Der damaligen Forderung nach einer international abgestimmten konzertierten Aktion entsprach die WHO mit einem Rahmenübereinkommen zur Bekämpfung des Tabakgebrauchs. Am 27. Februar 2005 trat es in Kraft. Bis heute sind zumindest in Deutschland noch nicht alle Forderungen umgesetzt. Ich kann auch noch keine europaweite Strategie für eine tabakdrogenfreie Gesellschaft erkennen, zum Beispiel ein Abkommen zwischen Regierungs- und Nichtregierungsorganisationen im Interesse eines für Europa gemeinsamen legislativen Handelns mit dem Ziel einer tabakrauchfreien Gesellschaft.
Dessen Schwerpunkt sollte sich auf den Schutz von Kindern und auf das Heranwachsen einer tabakrauchfreien Generation richten. Ein solches Generationenprogramm wurde bereits auf der Madrider Konferenz proklamiert. Es umfasst Erziehungsprogramme, umgesetzt durch Eltern und Lehrer, höhere Tabaksteuern, Werbeverbote und eine rauchfreie Umwelt für Kinder und Jugendliche. Den Einstieg in den Tabakdrogengebrauch zu verhindern ist wirksamer als die Raucherentwöhnung mit ihrer nachweislich geringen Erfolgsquote. Vorbeugen ist besser als Heilen!
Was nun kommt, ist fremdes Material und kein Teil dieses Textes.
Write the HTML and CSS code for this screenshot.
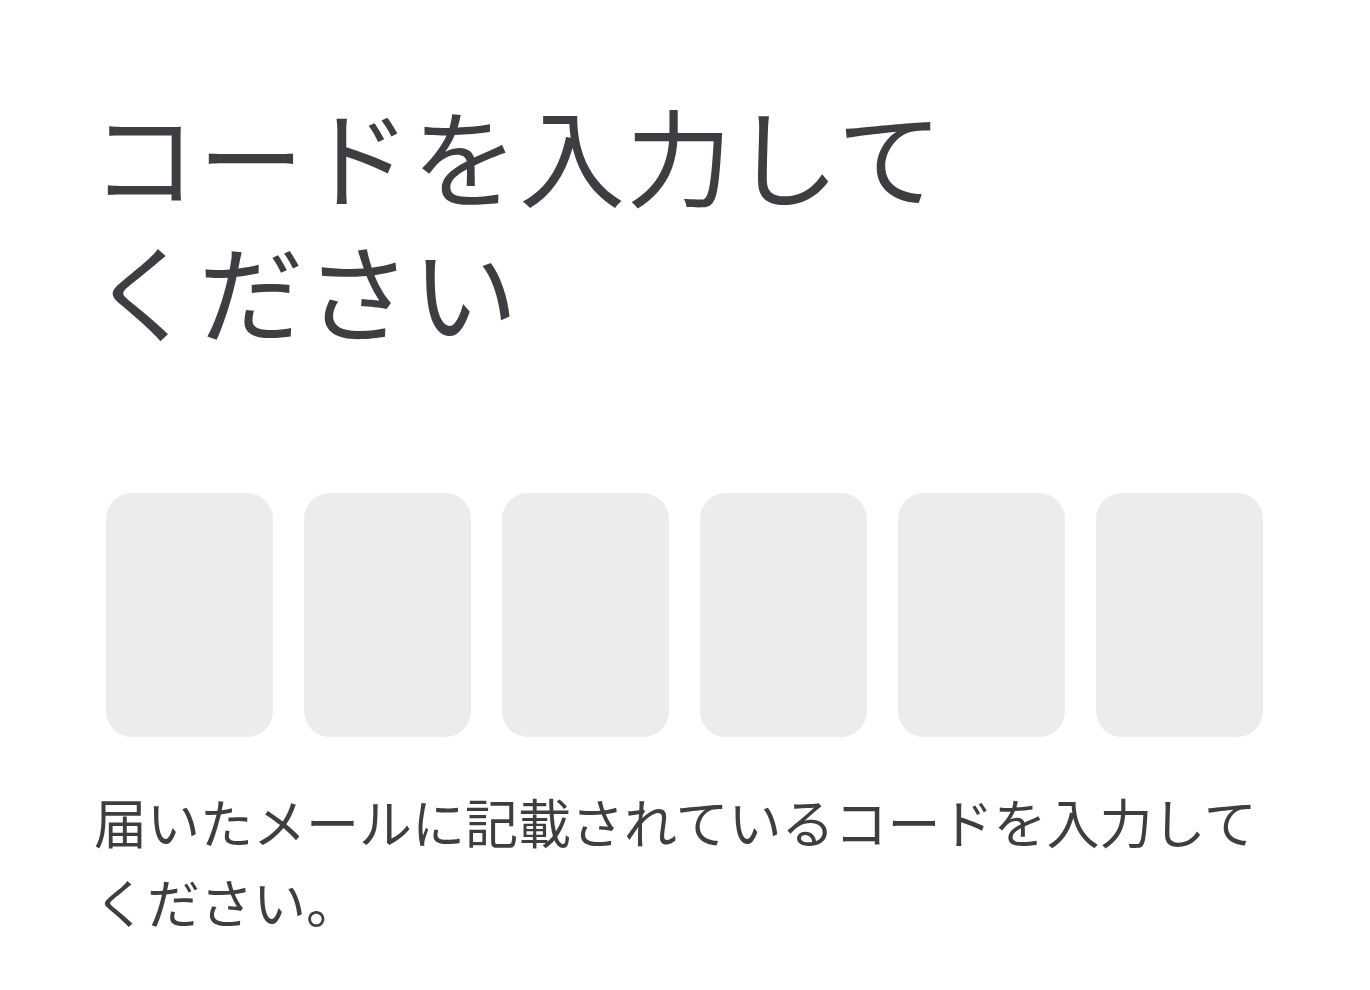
FILE: index.html
```html
<!DOCTYPE html>
<html lang="ja">
<head>
<meta charset="utf-8">
<link rel="stylesheet" href="styles.css">
</head>
<body>
<main class="page">
  <h1 class="title">コードを入力してください</h1>
  <div class="code-row">
    <div class="code-box"></div>
    <div class="code-box"></div>
    <div class="code-box"></div>
    <div class="code-box"></div>
    <div class="code-box"></div>
    <div class="code-box"></div>
  </div>
  <p class="desc">届いたメールに記載されているコードを入力してください。</p>
</main>
</body>
</html>
```
FILE: styles.css
```css
html, body {
  margin: 0;
  padding: 0;
  background: #ffffff;
}
.page {
  width: 1370px;
  height: 990px;
  box-sizing: border-box;
  padding: 86px 98px 0 94px;
  font-family: "Noto Sans CJK JP", "Noto Sans", sans-serif;
  color: #3d3e41;
}
.title {
  margin: 0 0 0 -3px;
  font-size: 106px;
  font-weight: 400;
  line-height: 135px;
  letter-spacing: 1px;
  width: 900px;
}
.code-row {
  display: flex;
  gap: 31px;
  margin-top: 137px;
  padding-left: 12px;
}
.code-box {
  width: 167px;
  height: 244px;
  border-radius: 26px;
  background: #ebecee;
}
.desc {
  margin: 44px 0 0 0;
  font-size: 53px;
  line-height: 80px;
  font-weight: 400;
}
```
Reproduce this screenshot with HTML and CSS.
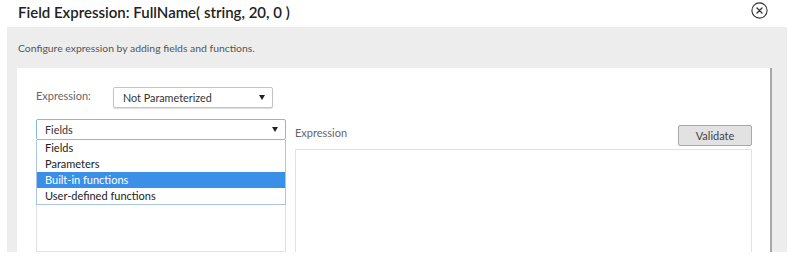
FILE: index.html
```html
<html>
<head>
<title>Field Expression</title>
<link rel="stylesheet" href="styles.css">
</head>
<body>
<div class="dialog">
	<div class="dlg_head">
		<h1 class="dlg_title">Field Expression: FullName( string, 20, 0 )</h1>
		<div class="close">
			<svg width="17" height="17" viewBox="0 0 17 17">
				<circle cx="8.5" cy="8.5" r="7.6" fill="none" stroke="#333" stroke-width="1.1"/>
				<path d="M6 6 L11 11 M11 6 L6 11" stroke="#333" stroke-width="1.3" stroke-linecap="round"/>
			</svg>
		</div>
	</div>
	<div class="dlg_body">
		<p class="hint">Configure expression by adding fields and functions.</p>
		<div class="panel">
			<div class="param_row">
				<span class="label">Expression:</span>
				<div class="select param_select">Not Parameterized<span class="caret"></span></div>
			</div>
			<div class="editor">
				<div class="source">
					<div class="select source_select">Fields<span class="caret"></span></div>
					<ul class="options">
						<li>Fields</li>
						<li>Parameters</li>
						<li class="active">Built-in functions</li>
						<li>User-defined functions</li>
					</ul>
					<div class="source_list"></div>
				</div>
				<div class="expr">
					<div class="expr_head">
						<span class="label">Expression</span>
						<button class="validate">Validate</button>
					</div>
					<div class="expr_area"></div>
				</div>
			</div>
		</div>
	</div>
</div>
</body>
</html>
```
FILE: styles.css
```css
body {
	margin: 0;
	background: #fff;
	font-family: Lato, "Open Sans", sans-serif;
	color: #333;
}
.dialog {
	width: 789px;
	height: 252px;
	display: flex;
	flex-direction: column;
}
.dlg_head {
	height: 27px;
	display: flex;
	align-items: center;
	justify-content: space-between;
	padding: 0 21px 0 18px;
}
.dlg_title {
	margin: 0;
	font-size: 15px;
	font-weight: 600;
	color: #222;
	margin-top: -4px;
}
.close {
	width: 17px;
	height: 17px;
	margin-top: -6px;
}
.dlg_body {
	flex: 1;
	margin: 0 2px 0 7px;
	background: #ededed;
	display: flex;
	flex-direction: column;
	overflow: hidden;
}
.hint {
	margin: 14px 0 13px 11px;
	font-size: 10.4px;
	line-height: 14px;
	color: #555;
}
.panel {
	flex: 1;
	width: 734px;
	margin-left: 10px;
	padding: 18px 0 0 19px;
	background: #fff;
	box-shadow: 2px 0 0 #a8a8a8;
	display: flex;
	flex-direction: column;
	min-height: 0;
}
.label {
	font-size: 11px;
	color: #666;
}
.param_row {
	display: flex;
	align-items: center;
	height: 22px;
}
.param_row .label {
	width: 77px;
	margin-top: -3px;
}
.select {
	position: relative;
	box-sizing: border-box;
	height: 21px;
	line-height: 19px;
	font-size: 10.8px;
	color: #333;
	border: 1px solid #c4c4c4;
	border-radius: 2px;
	background: #fff;
}
.caret {
	position: absolute;
	right: 7px;
	top: 7px;
	border-left: 3px solid transparent;
	border-right: 3px solid transparent;
	border-top: 5px solid #222;
}
.param_select {
	width: 160px;
	padding-left: 9px;
	box-shadow: 0 1px 1px #ddd;
}
.editor {
	flex: 1;
	display: flex;
	gap: 9px;
	margin-top: 11px;
	min-height: 0;
}
.source {
	width: 250px;
	display: flex;
	flex-direction: column;
}
.source_select {
	padding-left: 8px;
	border-color: #8cb6e8;
}
.options {
	list-style: none;
	margin: 0;
	padding: 0;
	border: 1px solid #a9c4e4;
	border-top: none;
	font-size: 11px;
}
.options li {
	height: 16px;
	line-height: 16px;
	padding-left: 8px;
	color: #222;
}
.options li.active {
	background: #3a8fe7;
	color: #fff;
}
.source_list {
	flex: 1;
	border: 1px solid #e2e2e2;
	border-top: none;
}
.expr {
	width: 457px;
	display: flex;
	flex-direction: column;
}
.expr_head {
	height: 27px;
	display: flex;
	align-items: center;
	justify-content: space-between;
}
.expr_head .label {
	margin-top: -1px;
}
.validate {
	width: 74px;
	height: 21px;
	margin-top: 6px;
	padding: 0;
	font-family: Lato, "Open Sans", sans-serif;
	font-size: 11px;
	color: #444;
	background: #e2e2e2;
	border: 1px solid #a9a9a9;
	border-radius: 2px;
}
.expr_area {
	flex: 1;
	margin-top: 3px;
	border: 1px solid #e2e2e2;
	border-bottom: none;
}
```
Ein besserer Schutz der Kinder steht jetzt auch auf der Tagesordnung des Deutschen Bundestages. Am 6. Juni 2019 machten Grüne und Linke Druck für Kinderrechte im Grundgesetz. Nach Artikel 6 ist die Pflege und Erziehung der Kinder Recht und Pflicht der Eltern. Kinder sind somit Objekte des Tun und Lassens ihrer Eltern. Durch eigene gesetzliche Rechte sollen sie nun zu vollwertigen Subjekten der Gesellschaft werden. Heftiger Einspruch kam von ganz Rechtsaußen: „Für die Luft in den Kinderzimmern haben nur die Eltern ein Hoheitsrecht!“. Mit anderen Worten: „Wenn ihr eure Kinder nach Herzenslust vollqualmt, dann ist das auch in Ordnung!“.
Unsere Kinder haben bereits erkannt, was für ihre Zukunft entscheidend wichtig ist. Sie kämpfen für eine saubere, gesunde Umwelt. Dazu gehört vor allem auch ein tabakrauchfreies Elternhaus, ein tabakrauchfreies Europa und schließlich eine tabakrauchfreie Welt. Machen wir uns dafür stark – im Interesse unserer Kinder und Enkel!